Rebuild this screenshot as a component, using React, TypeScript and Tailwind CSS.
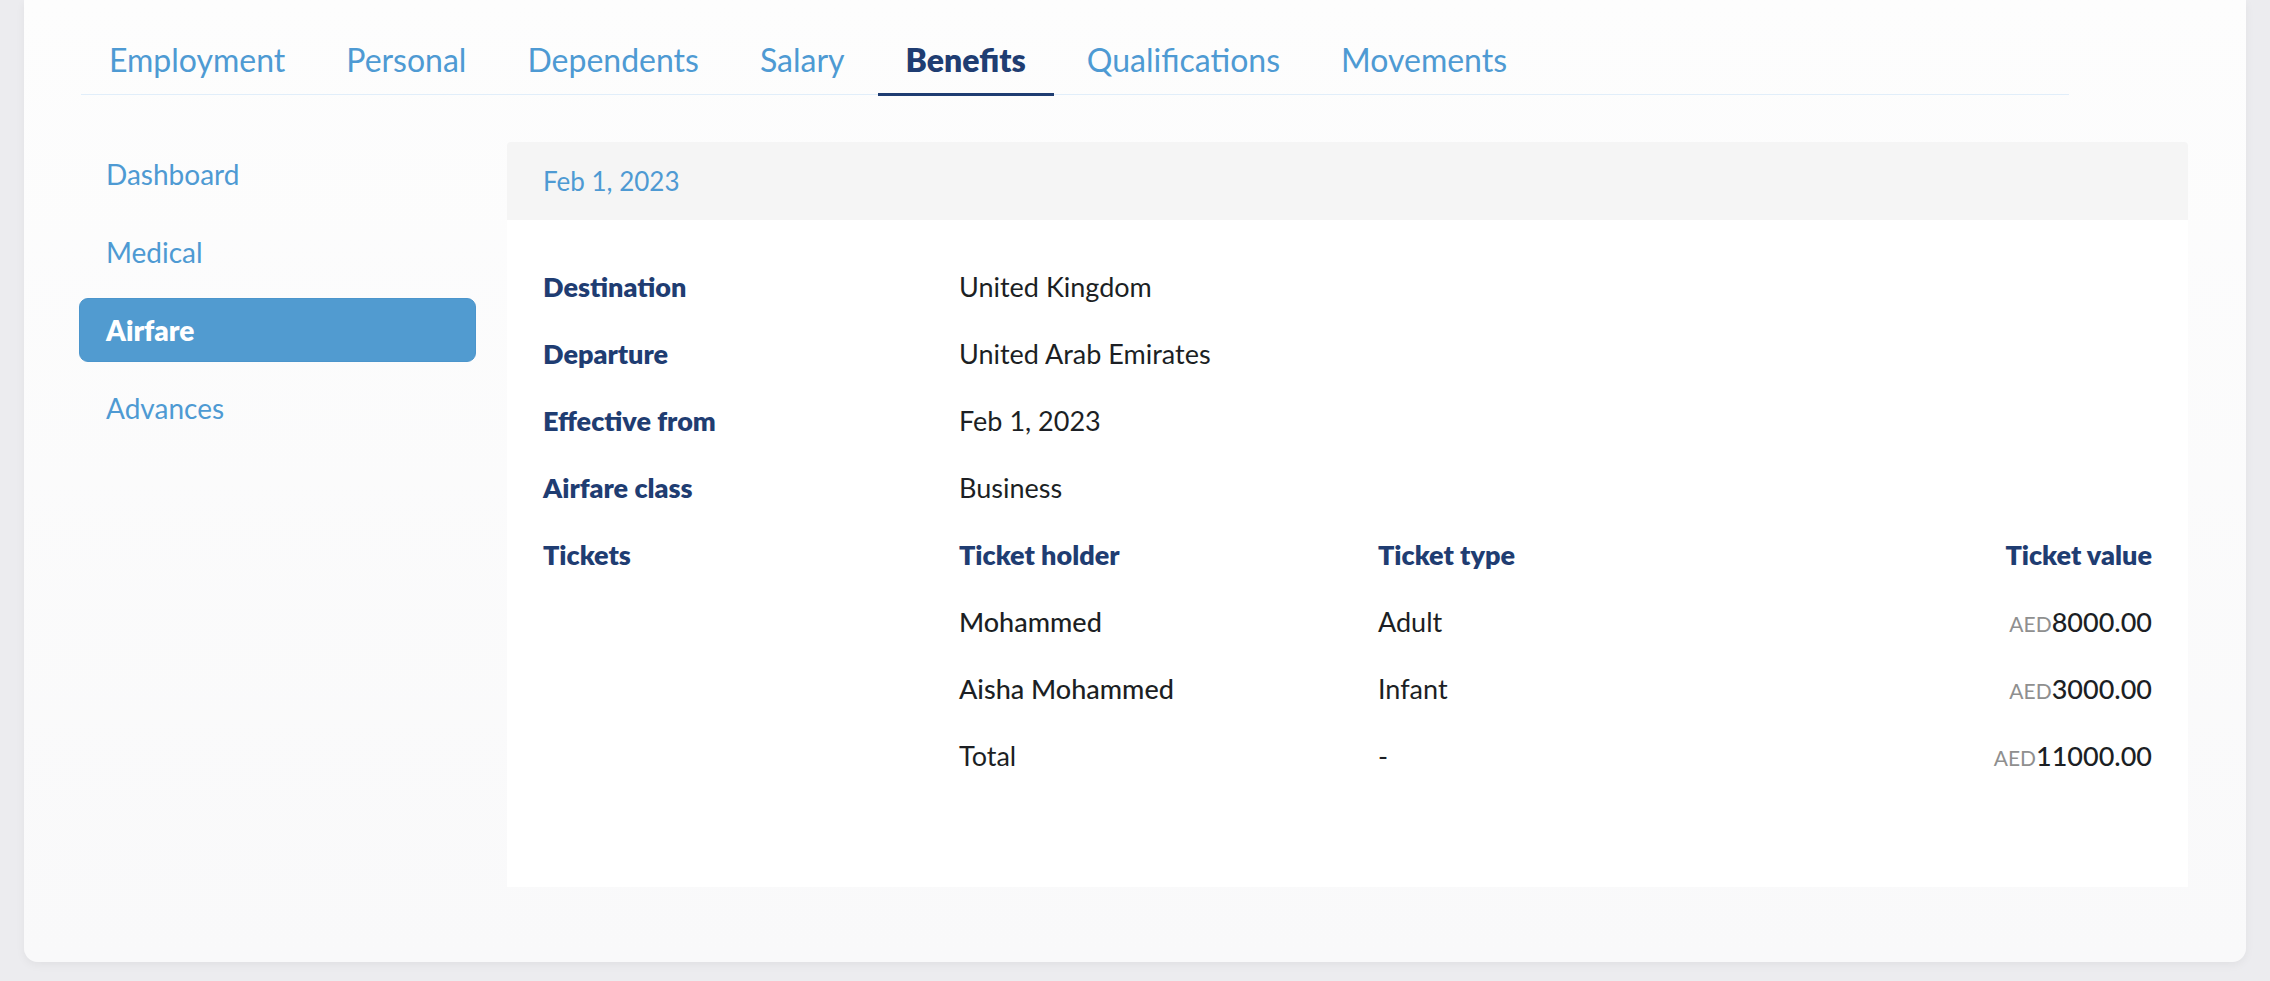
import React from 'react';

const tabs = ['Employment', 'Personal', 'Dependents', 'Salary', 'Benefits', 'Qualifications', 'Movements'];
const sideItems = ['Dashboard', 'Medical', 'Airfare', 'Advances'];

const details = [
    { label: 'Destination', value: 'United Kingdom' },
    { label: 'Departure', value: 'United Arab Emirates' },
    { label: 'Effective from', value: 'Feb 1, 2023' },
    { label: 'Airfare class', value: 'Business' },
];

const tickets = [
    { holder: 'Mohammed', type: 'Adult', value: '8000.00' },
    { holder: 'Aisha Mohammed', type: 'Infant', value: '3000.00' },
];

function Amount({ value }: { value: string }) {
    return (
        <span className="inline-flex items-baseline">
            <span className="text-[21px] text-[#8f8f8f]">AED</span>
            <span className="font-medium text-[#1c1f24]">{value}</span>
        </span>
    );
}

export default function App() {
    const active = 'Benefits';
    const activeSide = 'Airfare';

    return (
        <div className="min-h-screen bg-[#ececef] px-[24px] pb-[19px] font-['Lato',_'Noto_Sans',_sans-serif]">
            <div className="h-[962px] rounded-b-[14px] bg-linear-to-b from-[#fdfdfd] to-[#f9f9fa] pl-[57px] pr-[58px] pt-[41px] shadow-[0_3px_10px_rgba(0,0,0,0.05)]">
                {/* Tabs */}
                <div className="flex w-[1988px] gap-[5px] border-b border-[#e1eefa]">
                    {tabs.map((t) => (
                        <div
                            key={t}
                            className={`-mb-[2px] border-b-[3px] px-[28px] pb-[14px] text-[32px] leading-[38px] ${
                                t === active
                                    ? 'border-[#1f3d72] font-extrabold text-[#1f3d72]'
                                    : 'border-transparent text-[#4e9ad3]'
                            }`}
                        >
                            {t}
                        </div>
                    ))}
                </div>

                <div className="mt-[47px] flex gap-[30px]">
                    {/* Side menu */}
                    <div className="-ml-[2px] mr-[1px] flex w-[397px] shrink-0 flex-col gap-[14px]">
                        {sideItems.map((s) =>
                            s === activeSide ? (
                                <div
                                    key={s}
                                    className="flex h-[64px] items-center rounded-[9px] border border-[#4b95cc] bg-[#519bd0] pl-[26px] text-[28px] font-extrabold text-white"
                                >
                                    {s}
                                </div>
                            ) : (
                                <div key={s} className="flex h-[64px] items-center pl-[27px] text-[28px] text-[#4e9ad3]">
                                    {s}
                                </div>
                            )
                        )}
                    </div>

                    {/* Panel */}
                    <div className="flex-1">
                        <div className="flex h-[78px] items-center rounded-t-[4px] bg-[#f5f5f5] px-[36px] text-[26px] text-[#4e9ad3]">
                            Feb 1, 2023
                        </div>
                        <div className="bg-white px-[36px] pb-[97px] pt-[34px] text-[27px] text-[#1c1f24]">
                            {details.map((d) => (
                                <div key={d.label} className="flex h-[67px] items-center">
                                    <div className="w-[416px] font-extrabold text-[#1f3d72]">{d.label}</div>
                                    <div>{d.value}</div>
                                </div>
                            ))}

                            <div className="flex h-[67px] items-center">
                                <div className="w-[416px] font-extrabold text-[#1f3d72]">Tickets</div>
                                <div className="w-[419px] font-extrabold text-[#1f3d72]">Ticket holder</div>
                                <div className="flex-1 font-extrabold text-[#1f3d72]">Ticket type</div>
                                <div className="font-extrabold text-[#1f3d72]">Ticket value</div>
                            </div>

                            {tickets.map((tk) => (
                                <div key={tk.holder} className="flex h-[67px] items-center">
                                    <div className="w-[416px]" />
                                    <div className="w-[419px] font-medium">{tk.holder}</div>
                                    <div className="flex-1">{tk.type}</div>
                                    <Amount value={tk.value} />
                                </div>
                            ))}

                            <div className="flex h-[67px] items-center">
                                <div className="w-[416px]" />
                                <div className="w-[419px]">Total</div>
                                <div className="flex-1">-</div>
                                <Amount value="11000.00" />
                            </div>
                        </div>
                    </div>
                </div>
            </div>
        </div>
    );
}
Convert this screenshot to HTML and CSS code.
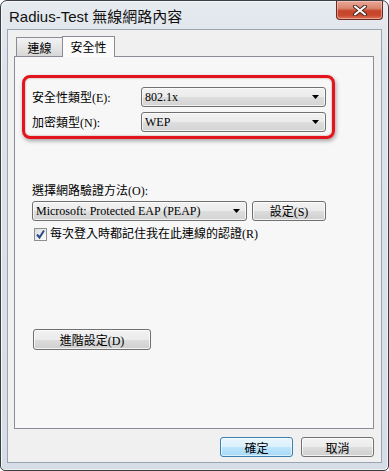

> _THE PROBLEM_
Tell how many lines in the material above include the word "screenshot", giving the number only.

> _ANSWER TO THIS PROBLEM_
2